Vietnam may allow sale of ailing banks
Vietnam's central bank is paving the way for mergers and acquisitions among banks to step up the restructuring of the sector hit by rising bad debt.
After years of high credit growth, bad debt in Vietnam's banking system reached 3.04 percent of all loans at the end of July from 2.16 percent at the end of 2010, according to government statistics.
The central bank has said bad debt could rise to 5 percent of total loans by the end of 2011, but many economists and bankers say the true level of non-performing loans in the system is likely to be higher than the official figures.
The newspaper report did not give any bank names for possible mergers and acquisitions or any timeline for the central bank's plan.
At several banks, non-performing loans exceed the value of their equity, Sai Gon Tiep Thi quoted Le Xuan Nghia, deputy chairman of the National Financial Supervisory Council, as saying.
Officials at the central bank could not immediately be contacted for comment on the report.
Vietnam has more than 40 partly private banks, led by VietinBank and Vietcombank , as well as four fully state-owned banks, two of which are policy lenders.

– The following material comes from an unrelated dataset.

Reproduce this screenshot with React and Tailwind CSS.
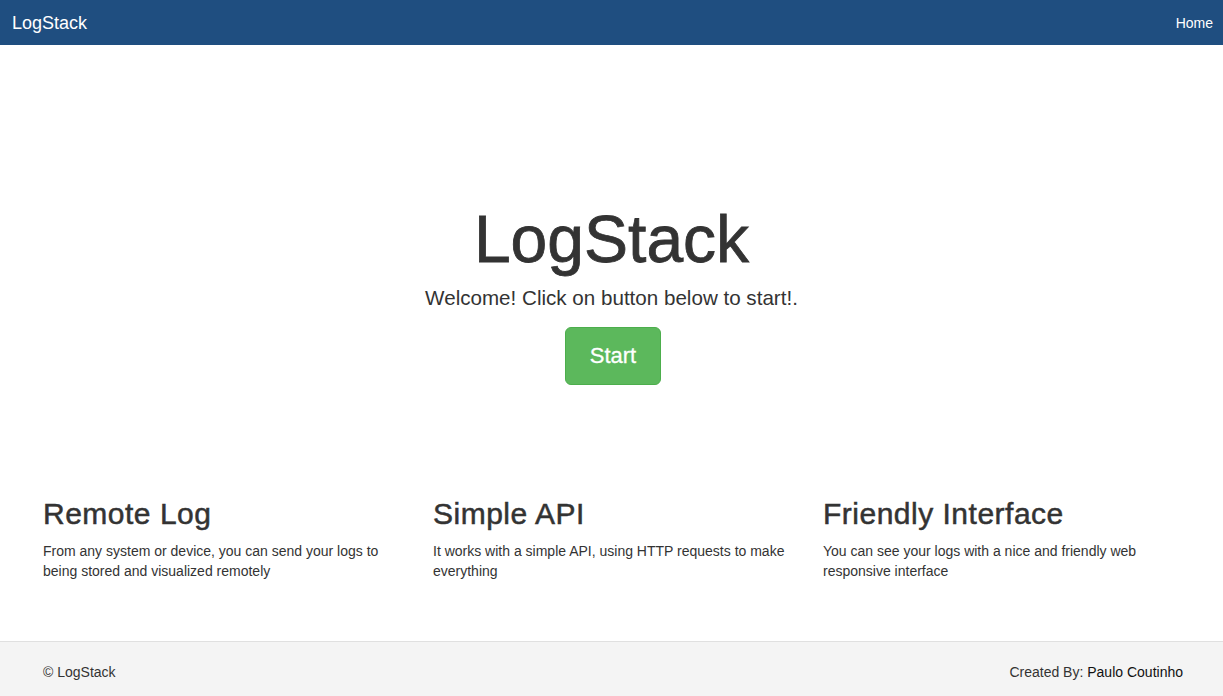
export default function App() {
  const features = [
    {
      title: "Remote Log",
      text: "From any system or device, you can send your logs to being stored and visualized remotely",
    },
    {
      title: "Simple API",
      text: "It works with a simple API, using HTTP requests to make everything",
    },
    {
      title: "Friendly Interface",
      text: "You can see your logs with a nice and friendly web responsive interface",
    },
  ];
  return (
    <div
      className="min-h-screen bg-white text-[#333]"
      style={{ fontFamily: '"Liberation Sans", Arial, sans-serif' }}
    >
      <nav className="h-[45px] bg-[#1f4e80] flex items-center justify-between pl-3 pr-[10px]">
        <span className="text-white text-[18px] leading-[20px]">LogStack</span>
        <span className="text-white text-[14px] leading-[20px]">Home</span>
      </nav>

      <section className="flex flex-col items-center pt-[158px]">
        <h1 className="text-[66px] leading-[73px] font-normal [-webkit-text-stroke:0.8px_#333]">LogStack</h1>
        <p className="mt-[7px] text-[20.6px] leading-[29px] font-light">
          Welcome! Click on button below to start!.
        </p>
        <button className="mt-[15px] ml-[3px] bg-[#5cb85c] border border-[#4cae4c] rounded-[6px] text-white text-[22px] leading-[28px] px-6 py-[14px] [-webkit-text-stroke:0.3px_#fff]">
          Start
        </button>
      </section>

      <section className="grid grid-cols-3 pl-[28px] pr-[25px] mt-[112px] pb-[60px]">
        {features.map((f) => (
          <div key={f.title} className="px-[15px]">
            <h2 className="text-[30px] leading-[33px] font-normal tracking-[0.5px] [-webkit-text-stroke:0.5px_#333]">{f.title}</h2>
            <p className="mt-[11px] text-[14px] leading-[20px]">{f.text}</p>
          </div>
        ))}
      </section>

      <footer className="bg-[#f4f4f4] border-t border-[#e0e0e0] py-5 pl-[43px] pr-[40px] flex justify-between text-[14px] leading-[20px]">
        <span>© LogStack</span>
        <span>
          Created By: <span className="text-[#111]">Paulo Coutinho</span>
        </span>
      </footer>
    </div>
  );
}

Last month, Vietcombank said a unit of Mizuho Financial Group agreed to buy a 15 percent stake in it for 11.8 trillion dong or $567.3 million, in what could be the largest acquisition in the country's banking sector to date.
State-owned Agribank, the country's largest bank by assets, had bad debt that accounted for 6.67 percent of its outstanding loans at the end of August, said the ruling Communist Party's bureau that watches state-run businesses.